The head of New Zealand's managed isolation and quarantine (MIQ) system is pleased with the uptake of the COVID-19 vaccine to date.
MIQ and other border staff were first in line for New Zealand's vaccine rollout, being most at risk of contracting the SARS-CoV-2 virus and passing it onto others in the community.
That risk appears to have been dramatically reduced - three weeks in, 83.6 percent of them have received the first dose of the Pfizer/BioNTech vaccine - about 12,700 people.
"These workers are our frontline defence against COVID-19 - every day that they go to work, they put themselves between us, the community, and the virus," Brigadier Jim Bliss, head of MIQ, told Newshub.
"There's been a really strong uptake from all of our workers and their families. We recognise that some people might have been initially reluctant to have the vaccine, wait it out a bit... maybe do a bit more reading and understanding of the literature. But we've only been going three weeks, and to have 84 percent of the staff vaccinated is really positive."
RNZ reported 21 have proactively refused to be vaccinated.

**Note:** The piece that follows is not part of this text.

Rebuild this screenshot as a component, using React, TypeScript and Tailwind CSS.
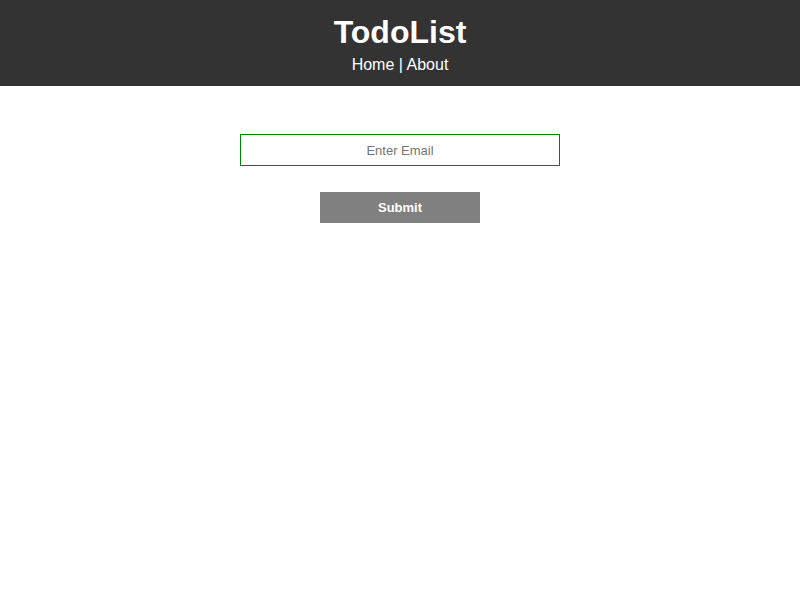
export default function App() {
  return (
    <div className="min-h-[600px] bg-white font-['Liberation_Sans',Arial,sans-serif]">
      <header className="h-[86px] bg-[#333333] text-white flex flex-col items-center pt-[13px]">
        <h1 className="text-[32px] font-bold leading-[38px]">TodoList</h1>
        <nav className="text-[16px] leading-[22px] mt-[3px]">
          <a href="#">Home</a> | <a href="#">About</a>
        </nav>
      </header>
      <form className="flex flex-col items-center pt-[48px]">
        <input
          type="email"
          placeholder="Enter Email"
          className="w-[320px] h-[32px] border border-[#008000] text-center text-[13px] outline-none placeholder:text-[#757575]"
        />
        <button
          type="button"
          className="mt-[26px] w-[160px] h-[31px] bg-[#808080] text-white text-[13px] font-bold"
        >
          Submit
        </button>
      </form>
    </div>
  );
}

New data out of Israel, which has implemented the world's fastest rollout of the Pfizer vaccine, suggests not only does it cut infection - symptomatic or asymptomatic - but it also drastically reduces transmission, something that wasn't clear in the vaccine's trials.
While one dose offers some protection, the Pfizer vaccine works best with two - staff who've already had one dose will start getting their second next week.
"Towards the end of April, we expect the majority of our workforce to be vaccinated," said Bliss.
More than 120,000 people have entered New Zealand through MIQ.
People MIQ workers live with are now getting their first jabs.
"That's an estimated 50,000 people and is a critical additional line of defence to keep them, their whānau and our communities safe and well, and help prevent COVID-19 from spreading into our communities," said Bliss.
For those on the frontline who have refused the vaccine, Bliss hopes more education and information about its safety and effectiveness will convince them to sign up.
"Secondly there's a discussion that we're having with employers and the unions to better-inform them so that they can discuss with their workforce what the next process step would be for a worker, should they choose not to have the vaccine - which is their right."
Bliss told RNZ some frontline workers might have to be "redeployed" if they refuse the vaccine.
The Pfizer vaccine was one of four the Government signed deals for - initially purchasing enough for 750,000 people - but earlier this week announced it had bought more, enough for everyone in the country. COVID-19 Response Minister Chris Hipkins said using just one vaccine would make the rollout more streamlined.